Simple vertical, complex horizontal
Conventional accounting for evapotranspiration has relied on what researchers call the vertical-flow assumption. In this modeling approach, the water applied during irrigation is treated as only moving straight down into the soil. The fact that the water can (and does) flow in horizontal directions is ignored. Given that smart agriculture requires processing significant amounts of data, the vertical-flow assumption has been used as a sort of computational shortcut. The approach is sufficient for some irrigation modeling needs but the results it gives can be vastly improved upon, Li said.
With this study, we’re helping to deliver on the promise of smart agriculture to sustainably continue feeding billions of people worldwide and preserving our planet for future generations.

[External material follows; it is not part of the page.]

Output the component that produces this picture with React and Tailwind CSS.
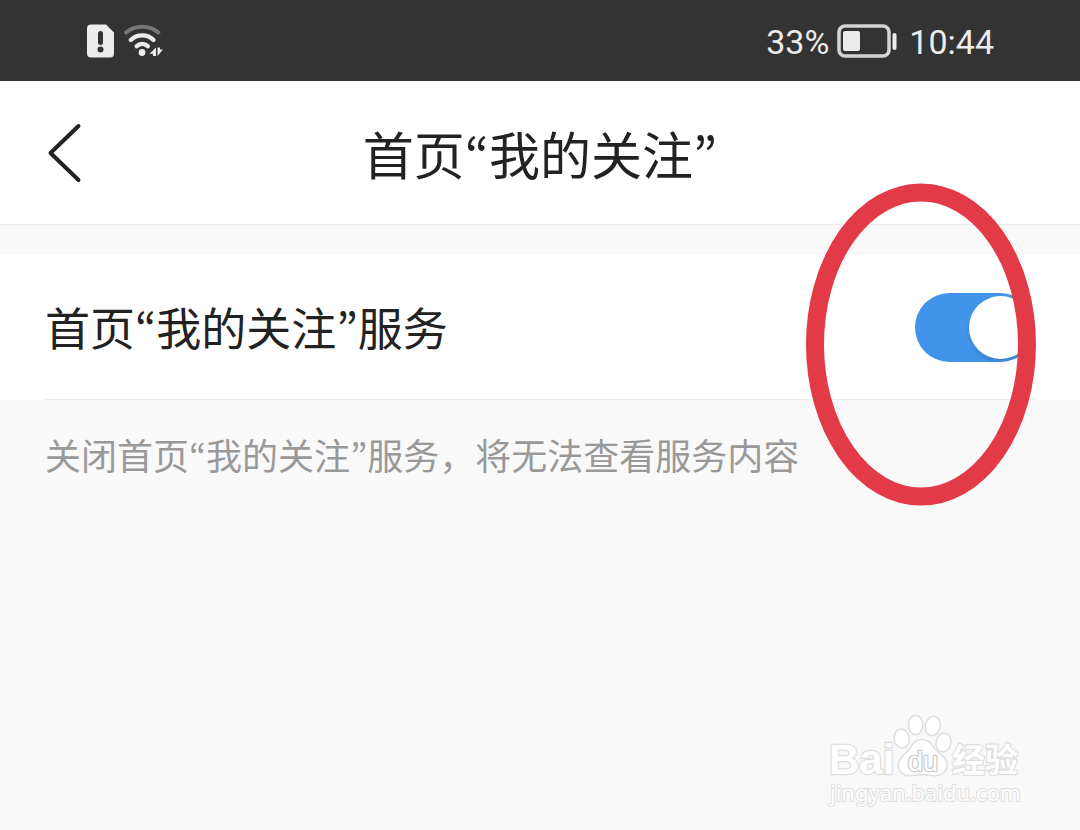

Professor of Energy Science and Engineering
For truly smart agriculture, particularly via “drip irrigation,” the vertical-flow assumption is inadequate, Li explained. As its name implies, drip irrigation involves administering water both slowly and precisely to plants’ root zones where the water can be absorbed with minimal evaporative loss. Drip irrigation is primarily deployed in arid regions – across much of California for instance – where conventional irrigation techniques that inundate fields lead to egregious water consumption.
Smart agriculture systems also optimize timing. They water a plant only when it’s needed, depending on factors such as weather and the plant’s stage of growth. “Historically, irrigation has largely been divorced from the plant’s needs at a given moment,” Tartakovsky said. “Drip irrigation, informed by smart agriculture practices, bucks that trend.”
Part of the challenge of smart ag, then, is knowing where to best position moisture sensors and drippers. While existing designs are reliant on approximations and assumptions, this tool aims to provide that guidance based on real-world and nearly real-time conditions.
To develop the tool, Li and Tartakovsky turned to algorithms to improve data crunching and yield quality results. For the new study, the researchers brought together two algorithms known as an enhanced Kalman filter and maximum likelihood estimation. The algorithms start with predictions based on available measured data, then reduce uncertainties based on subsequent measurements.
“We plug real data measurements of soil moisture and root water uptake into our model, which improves our understanding of the overall physical system and the algorithm’s performance,” Li said. “Our study is the first to combine this kind of algorithmic approach and apply it to drip irrigation.”
To test the accuracy and efficiency of their approach, the Stanford researchers simulated a plot of land measuring approximately 5 by 33 feet in width – roughly the equivalent of a short row of planted crops.
Using the new modeling tool, calculating a precise estimate of the evapotranspiration rate for the test plot of land only took about 10 minutes. If an enhanced Kalman filter alone was used, as other recent studies have demonstrated, the computational time would have run on the order of 100 times longer, or about 1,000 minutes. That chunk of time equates to nearly 17 hours, and thus is not actionable for timely smart agriculture. “In comparison, an irrigation optimization system based on our modeling tool could be responsive in near-real time to changing conditions,” Li said.
When considering the goal of optimizing the upfront design of drip irrigation systems for an entire farm, which can encompass thousands of acres, the computational time required becomes downright prohibitive. “You can start to see why irrigation system designers have relied on the simplified vertical-flow method when faced with major installation projects,” Li said.
Looking ahead, the Stanford researchers plan to see how well their modeling tool works in real-world settings when deployed on a working farm. “We next want to perform a ‘field’ test, literally,” Tartakovsky said. “We look forward to honing our approach further with all the variables presented by real sensors, real drippers, real crops, and real weather.”
Li is also a Siebel Scholar in energy science, class of 2023.
This work was funded by the Air Force Office of Scientific Research and the National Science Foundation.